Anne Timpany, founder of the On Tap Toolbox Academy, provides advice on making the jump from a domestic business to a commercial one.

With the growth in construction that’s been happening in recent years, you may be considering putting your business forward for larger plumbing and heating projects. 

On the surface, these jobs look to be great money earners and enable you to grow your business faster. However, before you start quoting for these types of jobs, then you need to consider several things first.  

In 2014, the plumbing company I run, ATRA Living (formerly known as On Tap Plumbers), decided to take the leap from domestic to commercial plumbing works. Our main objective was to grow our plumbing business and, in order to do that as quickly as we wanted, we decided that undertaking larger jobs would help us meet this goal. This meant that we had to make some important decisions about our business as it was at that time. 

We had built up a successful domestic plumbing firm and had loyal clients such as homeowners, property managers, and small project building firms, however we saw opportunities and decided to take them.  

In order to really commit to changing our business, it meant that we had to turn down all domestic work and tell our clients that we could no longer service them. It was nerve-wracking and risky, but we weighed up the options and strongly believed that the timing was ideal, as the London landscape was starting to change dramatically, with cranes popping up across the capital. There was (and still is) a severe shortage of plumbers in the commercial construction industry, meaning there was a lot of work available for the taking.

These were a few of the biggest advantages for us when we considered taking on larger projects:


Rather than spending a lot of time and money trying to get a high volume of small plumbing jobs from a large number of clients, instead we invested our efforts into acquiring just a couple of clients that operated in the construction industry.  

Client relationship 

If you build up a good relationship with your client, then construction contractors will give you regular work. In the early days, we only took on three to four construction projects per year, now we take on a maximum of five to eight construction projects per year, depending on the size of the jobs, and we get that work from just four clients.  


We started out with smaller commercial projects to get us started, with values in the approximate region of £5,000-10,000. At the same time, we also undertook other types of work so we could protect the business should anything happen to the larger jobs, such as non-payment by a client.   

Guaranteed work 

The larger jobs give you more security in that you will have guaranteed work for longer periods. It didn’t take long before my husband and fellow Director of the company, Raff, was off the tools and had the opportunity to develop a team of plumbers working directly for him. 

Working hours 

Another great advantage is that commercial work is mostly undertaken on the weekdays – Monday to Friday, 7am-5pm – so this reduced weekend and overtime working that Raff would’ve had to do on a regular basis working on domestic jobs. This was really important to us as it meant that we could have time off to spend with our family on the weekends. 

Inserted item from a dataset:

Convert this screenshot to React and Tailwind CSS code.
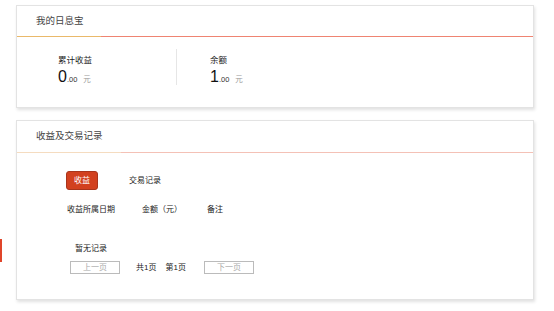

Before we started out on this journey, it was difficult to find any assistance or advice. We had to rely on people in the industry that were prepared to impart their knowledge and help us understand how we should do things like pricing bigger jobs, tendering, negotiating, winning the jobs we spent so much time estimating, and then how we operationally deliver them.  

There are a number of great advantages of working as a commercial plumbing and heating contractor but, in order to succeed at it, you need to understand so many new skills that will enable you to change your business model.